Shotgun Stories: A fight breaks out at a funeral between the two families of the deceased: the drifting, impoverished sons he fathered while he was drinking, and the wealthy sons he fathered after he got his life in order. The fight sparks a feud which will lead to the destruction of one set of sons or the other.

This movie is clearly going for some kind of deeper meaning. The poorer sons are named Kid, Boy, and Son. (I think the rich ones have real-first-name privilege.) There’s a desire here to create an epic in microcosm, maybe hints of The Brothers Karamazov crossed with the Hatfields vs. the McCoys.

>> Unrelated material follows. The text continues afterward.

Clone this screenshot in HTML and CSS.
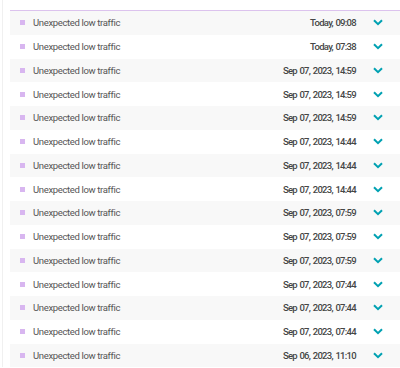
FILE: index.html
```html
<!DOCTYPE html>
<html lang="en">
<head>
    <meta charset="UTF-8">
    <meta name="viewport" content="width=device-width, initial-scale=1.0">
    <title>Problems</title>
    <link rel="stylesheet" href="styles.css">
</head>
<body>

    <div class="panel">
        <div class="event-list" id="eventList"></div>
    </div>

    <script>
        const events = [
            'Today, 09:08',
            'Today, 07:38',
            'Sep 07, 2023, 14:59',
            'Sep 07, 2023, 14:59',
            'Sep 07, 2023, 14:59',
            'Sep 07, 2023, 14:44',
            'Sep 07, 2023, 14:44',
            'Sep 07, 2023, 14:44',
            'Sep 07, 2023, 07:59',
            'Sep 07, 2023, 07:59',
            'Sep 07, 2023, 07:59',
            'Sep 07, 2023, 07:44',
            'Sep 07, 2023, 07:44',
            'Sep 07, 2023, 07:44',
            'Sep 06, 2023, 11:10'
        ];

        const list = document.getElementById('eventList');

        events.forEach(time => {
            const row = document.createElement('div');
            row.className = 'event-row';
            row.innerHTML =
                '<span class="marker"></span>' +
                '<span class="title">Unexpected low traffic</span>' +
                '<span class="time">' + time + '</span>' +
                '<button class="toggle" aria-label="Expand">' +
                '<svg width="10" height="7" viewBox="0 0 10 7"><path d="M1 1.2l4 4 4-4" fill="none" stroke="#00a1b2" stroke-width="2"/></svg>' +
                '</button>';
            list.appendChild(row);
        });
    </script>

</body>
</html>
```

FILE: styles.css
```css
body {
    margin: 0;
    background-color: #fff;
    font-family: Roboto, Arial, sans-serif;
    color: #454646;
}

.panel {
    border-left: 1px solid #f0f0f0;
    margin-left: 2px;
    padding: 10px 0 0 7px;
}

.event-list {
    border-top: 1px solid #dcc3ee;
}

.event-row {
    display: flex;
    align-items: center;
    height: 23.75px;
    padding-left: 10px;
}

.event-row:nth-child(odd) {
    background-color: #f8f8f8;
}

.marker {
    width: 5px;
    height: 5px;
    background-color: #d8b6f0;
    margin-right: 8px;
}

.title {
    flex: 1;
    font-size: 9.5px;
    letter-spacing: -0.35px;
    color: #555;
}

.time {
    font-size: 9.5px;
    font-weight: 500;
    letter-spacing: -0.7px;
    word-spacing: 0.8px;
}

.toggle {
    width: 44px;
    height: 100%;
    padding: 0;
    border: none;
    background: none;
    display: flex;
    align-items: center;
    justify-content: center;
    cursor: pointer;
}
```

The thing is that the duality of the father’s character is clearly the fulcrum on which the themes turn, and yet it gets basically no exploration. There’s not much here beyond the mythologically-rich setup. Once the plot is in motion, it goes through its paces and that’s all. So in the end the things I liked most in this film were the hazy Southern cinematography and the shrill of the insects.

The Last of Sheila: Lots of people out of their usual roles in this 1973 mystery/comedy (??). The script is by Stephen Sondheim and Anthony Perkins; Joel Schumacher did the costumes. The result is a deliciously nasty little bonbon, glossily and showily directed by Herbert Ross. James Coburn is fantastic, all toothy predatory irony, as the taunting widower Clinton, who gathers everyone who was at the party where his wife was killed onto his yacht for a week of malicious clue-based “games.” The games reveal some of the secrets of the company, of course. Are they also a plot to catch Sheila’s killer?

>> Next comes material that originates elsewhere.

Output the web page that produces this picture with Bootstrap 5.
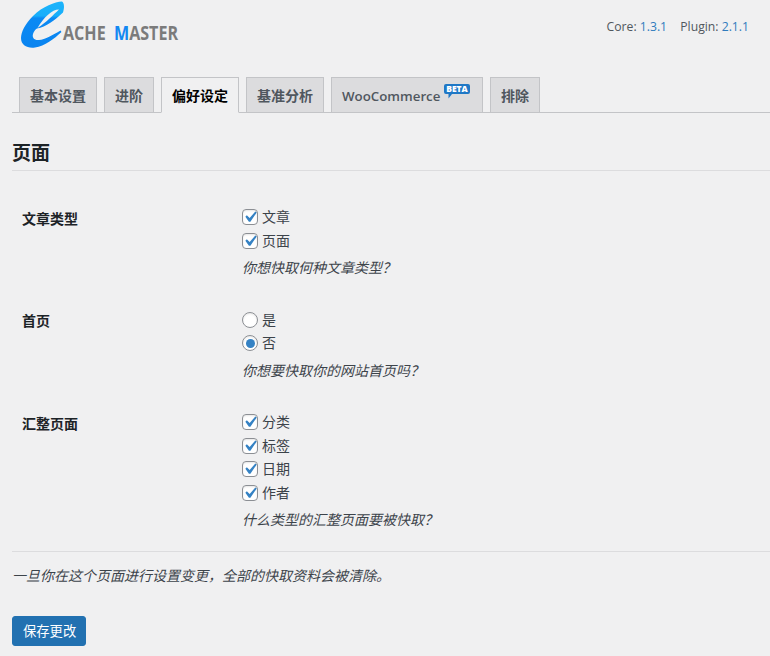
<!DOCTYPE html>
<html lang="zh-CN"><head><meta charset="utf-8"><title>Cache Master</title>
<link rel="stylesheet" href="https://cdn.jsdelivr.net/npm/bootstrap@5.3.0/dist/css/bootstrap.min.css">
<style>
html,body{height:656px;overflow:hidden}
body{background:#f0f0f1;color:#3c434a;font-family:"Open Sans","Noto Sans CJK SC",sans-serif;font-size:14px;line-height:1.4}
.cm-wrap{padding:0 0 0 12px}
.cm-head{height:77px;padding-right:21px}
.cm-logo{display:block;margin-left:7px;overflow:visible}
.cm-logo text{font-family:"Open Sans",sans-serif;font-weight:700;font-size:19.5px}
.cm-ver{padding-top:18px;font-size:12.2px;color:#50575e}
.cm-ver a{color:#2f7bbd;text-decoration:none;margin-right:10px}
.cm-ver a:last-child{margin-right:0}
.cm-tabs.nav{border-bottom:1px solid #c3c4c7;padding-left:7px;gap:7px;height:36px;flex-wrap:nowrap}
.cm-tabs .nav-link{background:#dcdcde;border:1px solid #c3c4c7;border-bottom:0;border-radius:0;color:#50575e;font-size:14px;font-weight:600;height:35px;line-height:20px;padding:8px 10px 6px;margin:0;position:relative;white-space:nowrap}
.cm-tabs .nav-link.active{background:#f0f0f1;color:#000;height:36px;border-bottom:1px solid #f0f0f1;margin-bottom:-1px}
.cm-beta{position:absolute;left:112px;top:6px;overflow:visible}
.cm-beta text{font-family:"Open Sans",sans-serif;font-weight:800;font-size:8.5px;fill:#fff}
.cm-tabs .cm-woo{padding-right:42px;font-size:13.3px;width:152px}
.cm-title{font-size:19px;font-weight:700;color:#1d2327;margin:0;padding:28px 0 5px;line-height:24px;border-bottom:1px solid #dcdcde}
.cm-row{padding-left:10px}
.cm-label{width:220px;flex:none;font-weight:700;color:#1d2327;font-size:14px;line-height:20px;padding-top:3px}
.cm-opt{margin:0;padding:0;min-height:0;height:23.5px;display:flex;align-items:center;gap:4px;font-size:14px}
.cm-opt .form-check-input{width:16px;height:16px;margin:0;float:none;border:1px solid #8c8f94;background-color:#fff;box-shadow:inset 0 1px 2px rgba(0,0,0,.1)}
.cm-opt .form-check-input[type=checkbox]{border-radius:4px}
.cm-opt .form-check-input:checked[type=checkbox]{background-color:#fff;background-size:22px;background-position:center;background-image:url("data:image/svg+xml,%3Csvg xmlns='http://www.w3.org/2000/svg' viewBox='0 0 20 20'%3E%3Cpath d='M14.83 4.89l1.34.94-5.81 8.38H9.02L5.78 9.67l1.34-1.25 2.57 2.4z' fill='%233582c4'/%3E%3C/svg%3E")}
.cm-opt .form-check-input:checked[type=radio]{background-color:#fff;background-size:9px;background-position:center;background-image:url("data:image/svg+xml,%3Csvg xmlns='http://www.w3.org/2000/svg' viewBox='0 0 8 8'%3E%3Ccircle cx='4' cy='4' r='4' fill='%233582c4'/%3E%3C/svg%3E")}
.cm-desc{font-style:italic;margin:5.5px 0 0;font-size:14px;line-height:20px;color:#3c434a}
.cm-sec1{margin-top:34.5px}.cm-sec2{margin-top:30px}.cm-sec3{margin-top:30px}
.cm-note{border-top:1px solid #dcdcde;margin:21px 0 0;padding-top:14px;font-style:italic;font-size:14px;line-height:20px;color:#3c434a}
.cm-save.btn{background:#2271b1;border:1px solid #2271b1;color:#fff;font-size:13.3px;border-radius:3px;padding:0 10px;width:74px;height:30px;line-height:28px;margin-top:30px;white-space:nowrap}
</style></head><body>
<div class="cm-wrap">
 <div class="cm-head d-flex justify-content-between align-items-start">
  <svg class="cm-logo" width="162" height="50" viewBox="19 0 162 50" role="img" aria-label="Cache Master">
   <defs><linearGradient id="cmg" x1="0" y1="0" x2="0" y2="1"><stop offset="0" stop-color="#1cb4fb"/><stop offset=".31" stop-color="#18aefa"/><stop offset=".36" stop-color="#0b8af4"/><stop offset="1" stop-color="#0a84f0"/></linearGradient></defs>
   <path fill="url(#cmg)" d="M62 1.500C55 2 43 6 33 16C25 24 21 32 21 38C21 45 27 48.500 35 47.500C45 46 54 39 61.500 32L60.500 30.500C53 35 45 39.500 39 40C34 40.500 32 37.500 33 34C34 31 35.500 29.500 37 28.500C46 27 55 20 63 12.500C64.500 8 64.500 3 62 1.500Z"/>
   <path fill="#f0f0f1" d="M59 9.500C52 9.500 44 17 37.500 28C47 22 53 15 59 9.500Z"/>
   <text transform="translate(63 40) scale(.825 1)" fill="#7b7b7b">ACHE&#160;&#160;<tspan fill="#1388f2">M</tspan>ASTER</text>
  </svg>
  <div class="cm-ver">Core: <a href="#">1.3.1</a> Plugin: <a href="#">2.1.1</a></div>
 </div>
 <ul class="nav cm-tabs">
  <li class="nav-item"><a class="nav-link" href="#">基本设置</a></li>
  <li class="nav-item"><a class="nav-link" href="#">进阶</a></li>
  <li class="nav-item"><a class="nav-link active" href="#">偏好设定</a></li>
  <li class="nav-item"><a class="nav-link" href="#">基准分析</a></li>
  <li class="nav-item"><a class="nav-link cm-woo" href="#">WooCommerce
    <svg class="cm-beta" width="26" height="15" viewBox="0 0 26 15"><path fill="#1f78c6" d="M2 0H24a2 2 0 0 1 2 2V8a2 2 0 0 1-2 2H8L4.500 14.500V10H2a2 2 0 0 1-2-2V2a2 2 0 0 1 2-2Z"/><text x="13" y="8.200" text-anchor="middle">BETA</text></svg></a></li>
  <li class="nav-item"><a class="nav-link" href="#">排除</a></li>
 </ul>
 <h2 class="cm-title">页面</h2>
 <div class="cm-row d-flex cm-sec1">
  <div class="cm-label">文章类型</div>
  <div>
   <div class="form-check cm-opt"><input class="form-check-input" type="checkbox" checked id="a1"><label for="a1">文章</label></div>
   <div class="form-check cm-opt"><input class="form-check-input" type="checkbox" checked id="a2"><label for="a2">页面</label></div>
   <p class="cm-desc">你想快取何种文章类型？</p>
  </div>
 </div>
 <div class="cm-row d-flex cm-sec2">
  <div class="cm-label">首页</div>
  <div>
   <div class="form-check cm-opt"><input class="form-check-input" type="radio" name="h" id="b1"><label for="b1">是</label></div>
   <div class="form-check cm-opt"><input class="form-check-input" type="radio" name="h" checked id="b2"><label for="b2">否</label></div>
   <p class="cm-desc">你想要快取你的网站首页吗？</p>
  </div>
 </div>
 <div class="cm-row d-flex cm-sec3">
  <div class="cm-label">汇整页面</div>
  <div>
   <div class="form-check cm-opt"><input class="form-check-input" type="checkbox" checked id="c1"><label for="c1">分类</label></div>
   <div class="form-check cm-opt"><input class="form-check-input" type="checkbox" checked id="c2"><label for="c2">标签</label></div>
   <div class="form-check cm-opt"><input class="form-check-input" type="checkbox" checked id="c3"><label for="c3">日期</label></div>
   <div class="form-check cm-opt"><input class="form-check-input" type="checkbox" checked id="c4"><label for="c4">作者</label></div>
   <p class="cm-desc">什么类型的汇整页面要被快取？</p>
  </div>
 </div>
 <p class="cm-note">一旦你在这个页面进行设置变更，全部的快取资料会被清除。</p>
 <button type="button" class="btn cm-save">保存更改</button>
</div>
<script src="https://cdn.jsdelivr.net/npm/bootstrap@5.3.0/dist/js/bootstrap.bundle.min.js"></script>
</body></html>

The dialogue is spoken as if it’s much cleverer than it is. But that’s really the only flaw in this creepy, cynical little puzzle-box.

Women’s Prison: This 2002 film from director Manijeh Hekmat explores life in an Iranian women’s prison from the 1980s through the 2000s, focusing on the taut relationship between the harsh new warden (Roya Taymourian) and the inmate Mitra (Roya Nonahali). This film delivers what it promises. You get plenty of exploration of the shifting level of religious severity in the prison (and the outside society), and many scenes about the ways people evade, resist, or warp themselves in response to surveillance and punishment. A harrowing scene in the 1980s sequence forms the basis of the third sequence, in which a brash young streetwise butch girl descends on the prison like a whirlwind. But this is really a movie driven, as the title indicates, not by plot but by setting.

Silver Bullet: Until the recent preachy, ill-considered, deeply subpar Werewolves Within, I had never seen a bad werewolf movie. Why that is, I don’t know, but you can run the entire gamut of Wolfen – Ginger Snaps – The Howling – An American Werewolf in London – Dog Soldiers – Howling V: Yes, I Said “Howling V,” It’s Fun! and still enjoy yourself a lot by the end. Silver Bullet has a screenplay adapted by Stephen King from his “novelette” Cycle of the Werewolf (that “novelette” tag prompted a very funny, savage reviewette you can find here). It is only okay, and because it should have been better I’m tempted to rank it below Howling V, which by contrast was pretty much supposed to suck and instead had some fun. But the good things in Silver Bullet are good enough that I think it is worth a spin for those who like mid-1980s B-horror. As I obviously do!

The bad things: The ’80s instrumental soundtrack is bland and deployed blandly. Corey Haim is good-enough as wheelchair-bound Marty, but there’s a chalky, sugary quality to his acting here, like one of those candy hearts. (This was an early picture and not his best work.) You will guess who the werewolf is very, very early, and although some disagree, I didn’t think that character or his secret identity were handled particularly well. There’s the usual thing where the local pastor is from some cinema-only Protestant denomination that has statues of Mary; this choice, like moving the action from King’s Maine to some unspecified Southern state, makes the small-town setting feel generic. Also the werewolf looks kinda dumb, but they usually do, really.

And there’s a potential theme here about the unreliability of adults, or the dual nature of the adult who is sometimes trustworthy and sometimes dangerous. Gary Busey (!!! we’ll get to him under “good things”) plays Marty’s alcoholic Uncle Red, and his tilting character could mirror the werewolf’s changes if the movie wanted to go there. I always say I don’t love the contemporary horror obsession with Theme and Meaning, the thing where an emotional problem or form of social violence is just directly translated into a monster. But if you have got a theme inherent in your story, I’d like you to know it’s there, and explore it a little. Theme can be an aesthetic layer to the story without being the point of the story, if you see what I mean. Arachnophobia‘s country vs. city thing is a good example of touching a theme just lightly enough; Us, for a recent example, does a great job of evoking a lot of painful themes without turning the film from a mystery into an equation. Silver Bullet swerves away too quickly from what could have been a frightening and powerful element of its story.

Still, the good things: Megan Follows is a scowling delight as Marty’s careworn and resentful sister Jane, and the relationship between the siblings is a realistically volatile mix of anger, helplessness, and deep love. Marty’s a stellar character, a paralyzed kid who’s nonetheless a daredevil. Busey is just fantastic, bringing a real wild, unpredictable edge to Uncle Red’s antics. And there are several powerful shots (a late shot of the villain from the legs down is particularly good) and set-pieces, especially the dream of the werewolf funeral. That scene seems to be what most people remember from this movie, and it’s worth the price of admission.